Luckily, the Smithsonian and Scripps Institutions had what she needed. And at Scripps, Rodríguez-Flores not only gathered more data on the species, but also found that one specimen, collected in 1990, was an entirely new one. Using both DNA sequencing and micro-CT scans, she and her collaborators then studied how these new species related to the many other squat lobster families living worldwide.
“To understand the evolutionary history of squat lobsters, we have to compare, genetically and morphologically, all the species that we know,” said Rodríguez-Flores. “And we have found that the current taxonomic classification does not reflect the evolutionary history, so we have to revise the classification.”
The findings included the possibilities that deep-sea squat lobsters might include fewer species than previously thought and colonized a wider geographic region within the seemingly barren abyssal zone.
Such a big taxonomic overhaul takes time, travel, and money. Rodríguez-Flores has spent years visiting collections all over the world to examine as many specimens as she can. And yet, that labor is what helped unearth the five new species, which she and the team named after three of their international collaborators, one of the exploration vessels (Nautilus), and Girguis, who helped collect the species that now bears his name.
“He was very excited to collect this species because it’s really special,” said Rodríguez-Flores. “It’s pink and fuzzy. They are so cute.”
They might be cute, but they’re not so tasty, a fact the authors felt compelled to include in their study because, as Rodríguez-Flores said, they get asked all the time. “Everyone asks me if I eat these crustaceans,” she said. “They can be tasty if you use them for soup, but they’re not like lobster. They’re almost all legs.”

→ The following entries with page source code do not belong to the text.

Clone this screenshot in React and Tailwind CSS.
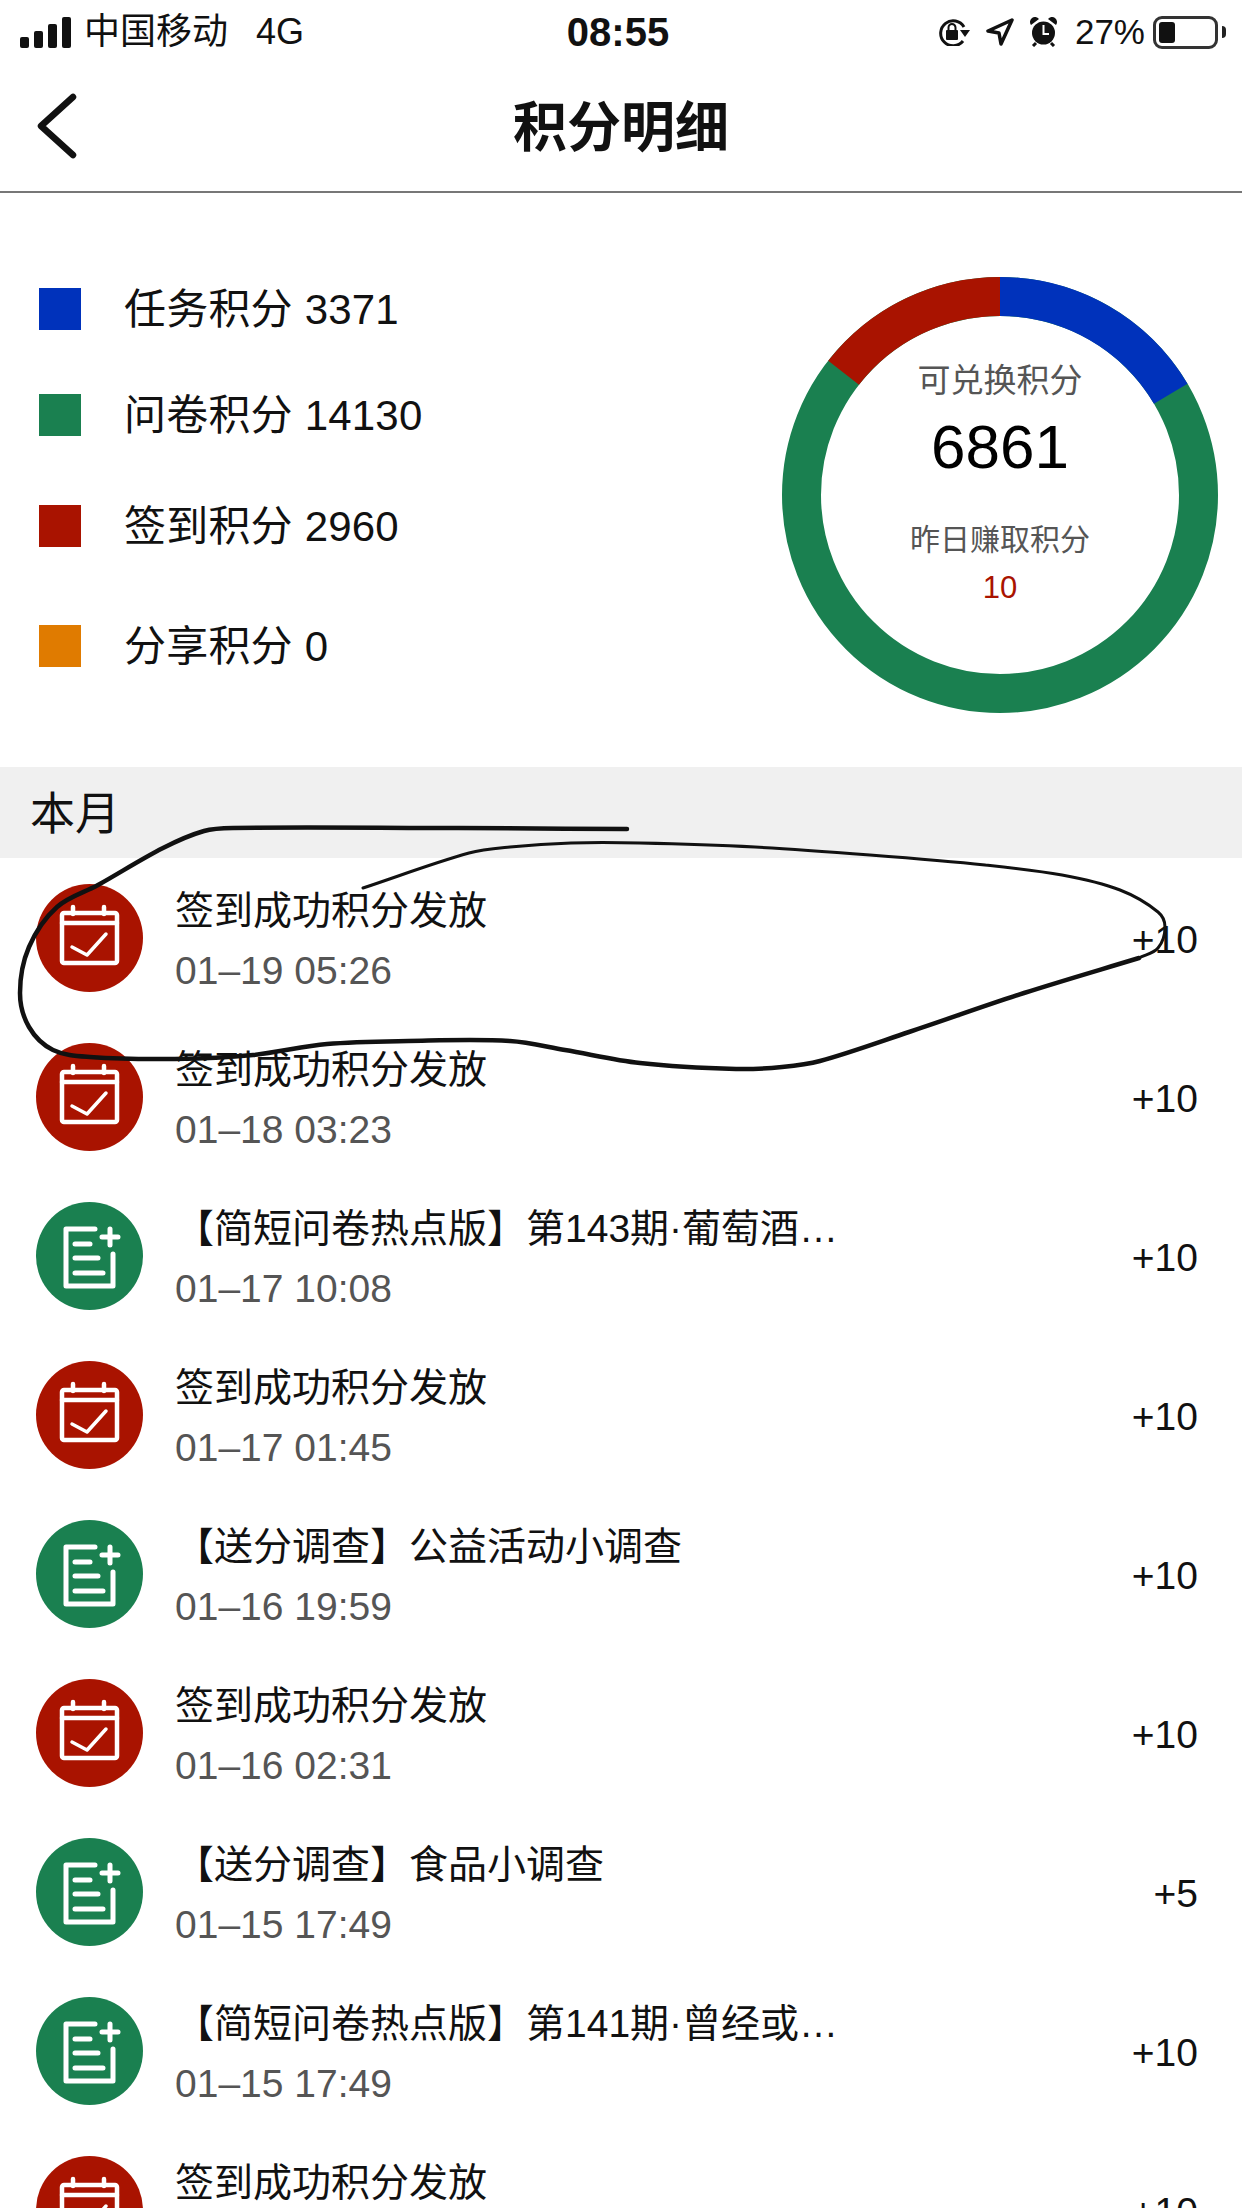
import React from "react";

const RED = "#a91300";
const GREEN = "#1a8050";

const legend = [
  { label: "任务积分 3371", color: "bg-[#0032bb]", margin: "mt-[95px]" },
  { label: "问卷积分 14130", color: "bg-[#1a8050]", margin: "mt-[64px]" },
  { label: "签到积分 2960", color: "bg-[#a91300]", margin: "mt-[69px]" },
  { label: "分享积分 0", color: "bg-[#e07b00]", margin: "mt-[78px]" },
];

const rows = [
  { type: "sign", title: "签到成功积分发放", date: "01–19 05:26", score: "+10" },
  { type: "sign", title: "签到成功积分发放", date: "01–18 03:23", score: "+10" },
  { type: "survey", title: "【简短问卷热点版】第143期·葡萄酒…", date: "01–17 10:08", score: "+10" },
  { type: "sign", title: "签到成功积分发放", date: "01–17 01:45", score: "+10" },
  { type: "survey", title: "【送分调查】公益活动小调查", date: "01–16 19:59", score: "+10" },
  { type: "sign", title: "签到成功积分发放", date: "01–16 02:31", score: "+10" },
  { type: "survey", title: "【送分调查】食品小调查", date: "01–15 17:49", score: "+5" },
  { type: "survey", title: "【简短问卷热点版】第141期·曾经或…", date: "01–15 17:49", score: "+10" },
  { type: "sign", title: "签到成功积分发放", date: "", score: "+10" },
];

function SignIcon() {
  return (
    <svg width="107" height="108" viewBox="0 0 107 108" fill="none" stroke="#fff" strokeWidth="4.5" strokeLinecap="round" strokeLinejoin="round">
      <ellipse cx="53.5" cy="54" rx="53.5" ry="54" fill={RED} stroke="none" />
      <rect x="26" y="29" width="55" height="50" rx="2" />
      <path d="M26 39H81M37 23V30M68 23V30" />
      <path d="M36 63L51 71L70 50" strokeWidth="3.5" />
    </svg>
  );
}

function SurveyIcon() {
  return (
    <svg width="107" height="108" viewBox="0 0 107 108" fill="none" stroke="#fff" strokeWidth="5" strokeLinecap="round" strokeLinejoin="round">
      <ellipse cx="53.5" cy="54" rx="53.5" ry="54" fill={GREEN} stroke="none" />
      <path d="M59 27H30V84H77V52M39 42H54M39 56H62M39 71H67M74 27V43M66 35H82" />
    </svg>
  );
}

function Donut() {
  return (
    <div className="relative h-[436px] w-[436px]">
      <svg width="436" height="436" viewBox="-218 -218 436 436">
        <circle r="198.5" fill="none" stroke="#1a8050" strokeWidth="39" />
        <path d="M0 -198.5A198.5 198.5 0 0 1 170.7 -101.3" fill="none" stroke="#0032bb" strokeWidth="39" />
        <path d="M-156.4 -122.2A198.5 198.5 0 0 1 0 -198.5" fill="none" stroke="#a91300" strokeWidth="39" />
      </svg>
      <div className="absolute inset-0 flex flex-col items-center">
        <span className="mt-[82px] text-[33px] leading-[44px] text-[#555]">可兑换积分</span>
        <span className="mt-[9px] text-[62px] leading-[70px] text-black">6861</span>
        <span className="mt-[37px] text-[30px] leading-[42px] text-[#555]">昨日赚取积分</span>
        <span className="mt-[9px] text-[31px] leading-[36px] text-[#a91300]">10</span>
      </div>
    </div>
  );
}

function StatusBar() {
  return (
    <div className="flex h-[64px] items-center justify-between pl-[20px] pr-[16px] text-[36px] text-[#111]">
      <div className="flex items-center">
        <svg width="51" height="31" viewBox="0 0 51 31" fill="#111">
          <rect x="0" y="20" width="9" height="11" rx="2" />
          <rect x="14" y="14" width="9" height="17" rx="2" />
          <rect x="28" y="7" width="9" height="24" rx="2" />
          <rect x="42" y="0" width="9" height="31" rx="2" />
        </svg>
        <span className="ml-[13px]">中国移动</span>
        <span className="ml-[28px]">4G</span>
      </div>
      <span className="ml-[-6px] text-[40px] font-bold">08:55</span>
      <div className="flex items-center">
        <svg width="32" height="28" viewBox="0 0 32 28" fill="none" stroke="#111" strokeWidth="3">
          <path d="M25 23A12.5 12.5 0 1 1 26 9" />
          <path d="M22 12H32L27 19Z" fill="#111" stroke="none" />
          <rect x="8" y="12" width="12" height="10" rx="1" fill="#111" stroke="none" />
          <path d="M10.5 12V9.5A3.5 3.5 0 0 1 17.5 9.5V12" strokeWidth="2" />
        </svg>
        <svg className="ml-[16px]" width="28" height="28" viewBox="0 0 28 28" fill="none" stroke="#111" strokeWidth="3.5" strokeLinejoin="round" strokeLinecap="round">
          <path d="M26 2L2 13L13 15L15 26Z" />
        </svg>
        <svg className="ml-[16px]" width="27" height="30" viewBox="0 0 27 30" fill="#111">
          <circle cx="13.5" cy="16" r="11.5" />
          <path d="M1 8A5 5 0 0 1 9 2ZM26 8A5 5 0 0 0 18 2Z" />
          <path d="M13.5 8V17H19" stroke="#fff" strokeWidth="2" fill="none" />
          <path d="M6 26L3 29M21 26L24 29" stroke="#111" strokeWidth="3" />
        </svg>
        <span className="ml-[18px] text-[35px]">27%</span>
        <div className="ml-[8px] flex h-[33px] w-[65px] items-center rounded-[9px] border-[3px] border-[#333] p-[3px]">
          <div className="h-full w-[16px] rounded-[3px] bg-[#111]" />
        </div>
        <div className="ml-[4px] h-[12px] w-[4px] rounded-r-full bg-[#222]" />
      </div>
    </div>
  );
}

// pen strokes drawn over the screenshot, points are page coordinates
function smooth(points) {
  const tangent = (a, b) => {
    const len = Math.hypot(b[0] - a[0], b[1] - a[1]) || 1;
    return [(b[0] - a[0]) / len, (b[1] - a[1]) / len];
  };
  let d = `M${points[0][0]} ${points[0][1]}`;
  for (let i = 0; i < points.length - 1; i++) {
    const p1 = points[i];
    const p2 = points[i + 1];
    const t1 = tangent(points[i - 1] || p1, p2);
    const t2 = tangent(p1, points[i + 2] || p2);
    const h = Math.hypot(p2[0] - p1[0], p2[1] - p1[1]) / 3;
    d += `C${p1[0] + t1[0] * h} ${p1[1] + t1[1] * h} ${p2[0] - t2[0] * h} ${p2[1] - t2[1] * h} ${p2[0]} ${p2[1]}`;
  }
  return d;
}

const thickStroke = [
  [627, 829], [430, 828], [233, 828], [204, 831], [163, 848], [98, 885], [57, 907], [29, 947], [20, 993], [29, 1027], [53, 1050],
  [90, 1057], [175, 1059], [253, 1055], [327, 1044], [408, 1041], [510, 1041], [565, 1050], [640, 1063], [736, 1069],
  [782, 1067], [820, 1061], [909, 1032], [1024, 993], [1139, 958],
];

const thinStroke = [
  [1139, 958], [1158, 948], [1165, 927], [1158, 912], [1120, 890], [1062, 875], [985, 865], [870, 855], [755, 847], [640, 843],
  [571, 843], [510, 847], [469, 853], [363, 888],
];

export default function App() {
  return (
    <div className="relative h-[2208px] w-[1242px] overflow-hidden bg-white font-['Liberation_Sans','Noto_Sans_CJK_SC',sans-serif]">
      <StatusBar />

      <div className="relative flex h-[129px] items-center justify-center border-b-2 border-[#777]">
        <svg className="absolute left-[36px] top-[29px]" width="42" height="66" viewBox="0 0 42 66" fill="none" stroke="#111" strokeWidth="6.5" strokeLinecap="round" strokeLinejoin="round">
          <path d="M37 4L5 33L37 62" />
        </svg>
        <h1 className="text-[54px] font-bold leading-none text-[#111]">积分明细</h1>
      </div>

      <div className="flex h-[574px] justify-between pl-[39px] pr-[24px]">
        <div className="flex flex-col">
          {legend.map((item) => (
            <div key={item.label} className={`flex h-[42px] items-center gap-[43px] ${item.margin}`}>
              <div className={`h-[42px] w-[42px] ${item.color}`} />
              <span className="text-[42px] tracking-[0.2px] text-[#111]">{item.label}</span>
            </div>
          ))}
        </div>
        <div className="mt-[84px]">
          <Donut />
        </div>
      </div>

      <div className="flex h-[91px] items-center bg-[#f0f0f0] pl-[30px] pt-[4px] text-[45px] text-[#111]">本月</div>

      <div className="flex flex-col">
        {rows.map((row, index) => (
          <div key={index} className="flex h-[159px] shrink-0 items-center pl-[36px] pr-[44px]">
            {row.type === "sign" ? <SignIcon /> : <SurveyIcon />}
            <div className="ml-[32px] flex flex-1 flex-col pt-[6px]">
              <span className="text-[39px] leading-[46px] text-[#111]">{row.title}</span>
              <span className="mt-[15px] h-[44px] text-[39px] leading-[44px] text-[#555]">{row.date}</span>
            </div>
            <span className="pt-[5px] text-[39px] text-[#111]">{row.score}</span>
          </div>
        ))}
      </div>

      <svg className="pointer-events-none absolute left-0 top-0" width="1242" height="2208" fill="none" stroke="#111" strokeLinecap="round">
        <path d={smooth(thickStroke)} strokeWidth="4.5" />
        <path d={smooth(thinStroke)} strokeWidth="3" />
      </svg>
    </div>
  );
}
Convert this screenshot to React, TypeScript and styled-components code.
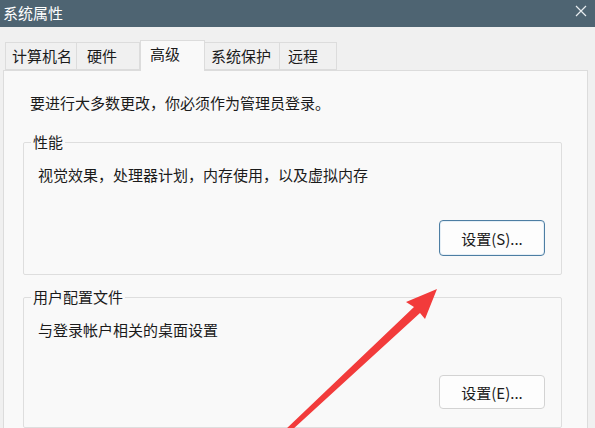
import styled, { createGlobalStyle } from 'styled-components'

const GlobalStyle = createGlobalStyle`
  html, body {
    margin: 0;
    padding: 0;
    background: #f0f0f0;
    overflow: hidden;
  }
  body {
    font-family: "Noto Sans CJK SC", "Noto Sans", sans-serif;
    color: #1b1b1b;
  }
`

const Window = styled.div`
  position: relative;
  width: 595px;
  height: 428px;
  display: flex;
  flex-direction: column;
  background: #f0f0f0;
  overflow: hidden;
`

const TitleBar = styled.div`
  height: 27px;
  flex: none;
  display: flex;
  align-items: center;
  justify-content: space-between;
  padding: 0 8px 2px 3px;
  background: #4e6472;
  color: #ffffff;
  font-size: 15px;
  box-sizing: border-box;
`

const CloseButton = styled.div`
  display: flex;
  align-items: center;
  margin-top: -4px;
  color: #e8edf0;
`

const TabRow = styled.div`
  display: flex;
  align-items: flex-end;
  height: 30px;
  margin-top: 13px;
  padding-left: 5px;
  box-sizing: border-box;
`

const Tab = styled.div<{ $width: number; $pad: number; $active?: boolean }>`
  width: ${(p) => p.$width}px;
  height: ${(p) => (p.$active ? 31 : 28)}px;
  margin-bottom: ${(p) => (p.$active ? -1 : 0)}px;
  box-sizing: border-box;
  display: flex;
  align-items: center;
  padding-left: ${(p) => p.$pad}px;
  padding-bottom: ${(p) => (p.$active ? 5 : 1)}px;
  font-size: 15px;
  background: ${(p) => (p.$active ? '#f9f9f9' : '#f0f0f0')};
  border: 1px solid #dcdcdc;
  border-bottom: ${(p) => (p.$active ? 'none' : '1px solid #dcdcdc')};
  border-left: ${(p) => (p.$active ? '1px solid #dcdcdc' : 'none')};
  position: relative;
  z-index: ${(p) => (p.$active ? 1 : 0)};
  &:first-child {
    border-left: 1px solid #dcdcdc;
  }
`

const Panel = styled.div`
  flex: 1;
  margin: 0 7px 0 3px;
  border: 1px solid #dcdcdc;
  background: #f9f9f9;
  padding: 22px 25px 0 19px;
  display: flex;
  flex-direction: column;
`

const Intro = styled.div`
  font-size: 15px;
  line-height: 20px;
  padding-left: 7px;
  margin-bottom: 19px;
`

const Group = styled.fieldset`
  margin: 0 0 12px 0;
  padding: 0 16px 18px 7px;
  border: 1px solid #dedede;
  border-radius: 2px;
  display: flex;
  flex-direction: column;
`

const Legend = styled.legend`
  padding: 0 2px;
  font-size: 15px;
  line-height: 20px;
`

const GroupText = styled.div`
  font-size: 15px;
  line-height: 20px;
  padding: 13px 0 0 7px;
`

const Button = styled.button<{ $focused?: boolean }>`
  align-self: flex-end;
  width: 106px;
  height: ${(p) => (p.$focused ? 36 : 34)}px;
  margin-top: 35px;
  border-radius: 4px;
  border: 1px solid ${(p) => (p.$focused ? '#4d7ea3' : '#d3d3d3')};
  box-shadow: ${(p) => (p.$focused ? 'inset 0 0 0 1px #e6eff6' : 'none')};
  background: #fdfdfd;
  font-family: "Noto Sans CJK SC", "Noto Sans", sans-serif;
  font-size: 15px;
  color: #1b1b1b;
  padding: 0;
`

const Annotation = styled.svg`
  position: absolute;
  left: 0;
  top: 0;
  pointer-events: none;
`

export default function App() {
  return (
    <>
      <GlobalStyle />
      <Window>
        <TitleBar>
          <span>系统属性</span>
          <CloseButton>
            <svg width="12" height="12" viewBox="0 0 12 12">
              <path d="M1 1 L11 11 M11 1 L1 11" stroke="currentColor" strokeWidth="1.2" />
            </svg>
          </CloseButton>
        </TitleBar>
        <TabRow>
          <Tab $width={72} $pad={6}>计算机名</Tab>
          <Tab $width={63} $pad={10}>硬件</Tab>
          <Tab $width={65} $pad={9} $active>高级</Tab>
          <Tab $width={75} $pad={6}>系统保护</Tab>
          <Tab $width={57} $pad={8}>远程</Tab>
        </TabRow>
        <Panel>
          <Intro>要进行大多数更改，你必须作为管理员登录。</Intro>
          <Group>
            <Legend>性能</Legend>
            <GroupText>视觉效果，处理器计划，内存使用，以及虚拟内存</GroupText>
            <Button $focused>设置(S)...</Button>
          </Group>
          <Group>
            <Legend>用户配置文件</Legend>
            <GroupText>与登录帐户相关的桌面设置</GroupText>
            <Button>设置(E)...</Button>
          </Group>
        </Panel>
        <Annotation width="595" height="428" viewBox="0 0 595 428">
          <polygon
            points="437,289 406,302 414,307 285,430 292,430 420,313 425,319"
            fill="#f23b3b"
          />
        </Annotation>
      </Window>
    </>
  )
}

Tasty or not, Rodríguez-Flores craves more squat lobster. She’s hoping to publish a new proposed taxonomy within the next year and will continue searching for the expected two-thirds of species that remain in the dark.
“We still do not know how many species live in our world,” she said, speaking of not just her latest invertebrate love, the squat lobster, but all of Earth’s creatures. “Around one million species already face a threat of extinction, and around 40 percent of all species on Earth may be threatened with or driven to extinction by the year 2100. With this current rate of extinction, it is likely that most species are going to go extinct before being discovered.”
Unless, of course, Rodríguez-Flores can get to them first.